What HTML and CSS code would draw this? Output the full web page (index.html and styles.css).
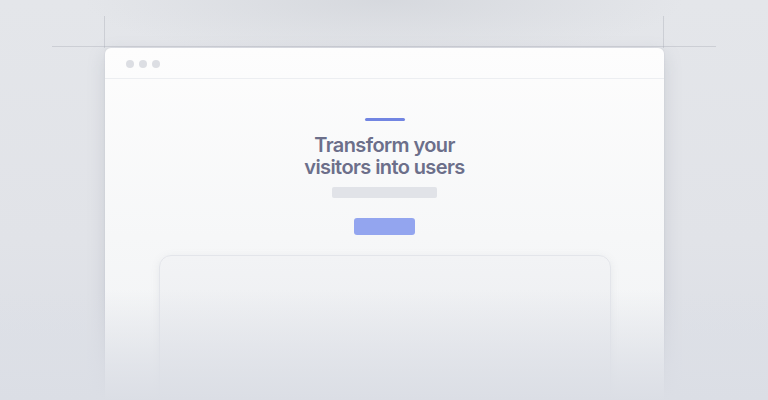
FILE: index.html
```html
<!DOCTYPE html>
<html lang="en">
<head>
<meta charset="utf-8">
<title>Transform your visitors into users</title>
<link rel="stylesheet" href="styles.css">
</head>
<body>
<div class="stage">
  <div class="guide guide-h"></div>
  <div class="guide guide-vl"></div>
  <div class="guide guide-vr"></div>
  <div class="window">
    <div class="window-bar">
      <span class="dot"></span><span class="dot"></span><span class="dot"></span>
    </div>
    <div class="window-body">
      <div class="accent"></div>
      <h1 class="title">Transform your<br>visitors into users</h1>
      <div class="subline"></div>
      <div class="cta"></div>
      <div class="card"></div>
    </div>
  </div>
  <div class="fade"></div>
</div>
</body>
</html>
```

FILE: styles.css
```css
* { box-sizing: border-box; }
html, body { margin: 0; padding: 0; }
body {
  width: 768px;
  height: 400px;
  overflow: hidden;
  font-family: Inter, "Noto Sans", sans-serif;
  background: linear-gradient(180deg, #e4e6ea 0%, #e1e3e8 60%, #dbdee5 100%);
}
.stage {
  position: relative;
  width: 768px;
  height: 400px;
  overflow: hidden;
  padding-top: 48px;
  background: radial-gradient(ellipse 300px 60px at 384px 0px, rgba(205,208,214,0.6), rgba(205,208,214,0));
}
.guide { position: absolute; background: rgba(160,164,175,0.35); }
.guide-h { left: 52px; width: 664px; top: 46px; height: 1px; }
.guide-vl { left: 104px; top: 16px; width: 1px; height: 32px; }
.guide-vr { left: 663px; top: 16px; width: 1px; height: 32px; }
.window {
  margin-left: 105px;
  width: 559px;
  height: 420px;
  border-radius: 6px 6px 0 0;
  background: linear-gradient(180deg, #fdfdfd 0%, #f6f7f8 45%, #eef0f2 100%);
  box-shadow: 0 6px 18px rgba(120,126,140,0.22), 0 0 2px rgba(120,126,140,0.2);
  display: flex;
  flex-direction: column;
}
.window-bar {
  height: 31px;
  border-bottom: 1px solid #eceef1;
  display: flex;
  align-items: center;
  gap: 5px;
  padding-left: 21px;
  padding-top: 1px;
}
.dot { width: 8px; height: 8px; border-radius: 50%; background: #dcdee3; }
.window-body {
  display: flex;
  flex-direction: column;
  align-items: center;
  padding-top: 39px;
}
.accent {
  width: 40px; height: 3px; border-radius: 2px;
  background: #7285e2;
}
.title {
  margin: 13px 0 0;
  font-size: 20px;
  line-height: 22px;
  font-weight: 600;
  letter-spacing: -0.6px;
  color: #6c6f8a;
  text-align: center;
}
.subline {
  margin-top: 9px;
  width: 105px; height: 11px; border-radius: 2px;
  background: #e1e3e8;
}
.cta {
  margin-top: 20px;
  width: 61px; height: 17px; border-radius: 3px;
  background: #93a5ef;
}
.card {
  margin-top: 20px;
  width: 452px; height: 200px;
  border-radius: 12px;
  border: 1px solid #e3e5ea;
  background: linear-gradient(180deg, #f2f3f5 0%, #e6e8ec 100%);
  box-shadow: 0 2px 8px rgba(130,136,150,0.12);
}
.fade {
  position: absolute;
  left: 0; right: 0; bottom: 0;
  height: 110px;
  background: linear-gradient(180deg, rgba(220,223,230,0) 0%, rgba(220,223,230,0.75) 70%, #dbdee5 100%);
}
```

— Directive —
Repeat the lines above exactly, and keep every picture out.

— Exercise response —
What HTML and CSS code would draw this? Output the full web page (index.html and styles.css).
FILE: index.html
```html
<!DOCTYPE html>
<html lang="en">
<head>
<meta charset="utf-8">
<title>Transform your visitors into users</title>
<link rel="stylesheet" href="styles.css">
</head>
<body>
<div class="stage">
  <div class="guide guide-h"></div>
  <div class="guide guide-vl"></div>
  <div class="guide guide-vr"></div>
  <div class="window">
    <div class="window-bar">
      <span class="dot"></span><span class="dot"></span><span class="dot"></span>
    </div>
    <div class="window-body">
      <div class="accent"></div>
      <h1 class="title">Transform your<br>visitors into users</h1>
      <div class="subline"></div>
      <div class="cta"></div>
      <div class="card"></div>
    </div>
  </div>
  <div class="fade"></div>
</div>
</body>
</html>
```

FILE: styles.css
```css
* { box-sizing: border-box; }
html, body { margin: 0; padding: 0; }
body {
  width: 768px;
  height: 400px;
  overflow: hidden;
  font-family: Inter, "Noto Sans", sans-serif;
  background: linear-gradient(180deg, #e4e6ea 0%, #e1e3e8 60%, #dbdee5 100%);
}
.stage {
  position: relative;
  width: 768px;
  height: 400px;
  overflow: hidden;
  padding-top: 48px;
  background: radial-gradient(ellipse 300px 60px at 384px 0px, rgba(205,208,214,0.6), rgba(205,208,214,0));
}
.guide { position: absolute; background: rgba(160,164,175,0.35); }
.guide-h { left: 52px; width: 664px; top: 46px; height: 1px; }
.guide-vl { left: 104px; top: 16px; width: 1px; height: 32px; }
.guide-vr { left: 663px; top: 16px; width: 1px; height: 32px; }
.window {
  margin-left: 105px;
  width: 559px;
  height: 420px;
  border-radius: 6px 6px 0 0;
  background: linear-gradient(180deg, #fdfdfd 0%, #f6f7f8 45%, #eef0f2 100%);
  box-shadow: 0 6px 18px rgba(120,126,140,0.22), 0 0 2px rgba(120,126,140,0.2);
  display: flex;
  flex-direction: column;
}
.window-bar {
  height: 31px;
  border-bottom: 1px solid #eceef1;
  display: flex;
  align-items: center;
  gap: 5px;
  padding-left: 21px;
  padding-top: 1px;
}
.dot { width: 8px; height: 8px; border-radius: 50%; background: #dcdee3; }
.window-body {
  display: flex;
  flex-direction: column;
  align-items: center;
  padding-top: 39px;
}
.accent {
  width: 40px; height: 3px; border-radius: 2px;
  background: #7285e2;
}
.title {
  margin: 13px 0 0;
  font-size: 20px;
  line-height: 22px;
  font-weight: 600;
  letter-spacing: -0.6px;
  color: #6c6f8a;
  text-align: center;
}
.subline {
  margin-top: 9px;
  width: 105px; height: 11px; border-radius: 2px;
  background: #e1e3e8;
}
.cta {
  margin-top: 20px;
  width: 61px; height: 17px; border-radius: 3px;
  background: #93a5ef;
}
.card {
  margin-top: 20px;
  width: 452px; height: 200px;
  border-radius: 12px;
  border: 1px solid #e3e5ea;
  background: linear-gradient(180deg, #f2f3f5 0%, #e6e8ec 100%);
  box-shadow: 0 2px 8px rgba(130,136,150,0.12);
}
.fade {
  position: absolute;
  left: 0; right: 0; bottom: 0;
  height: 110px;
  background: linear-gradient(180deg, rgba(220,223,230,0) 0%, rgba(220,223,230,0.75) 70%, #dbdee5 100%);
}
```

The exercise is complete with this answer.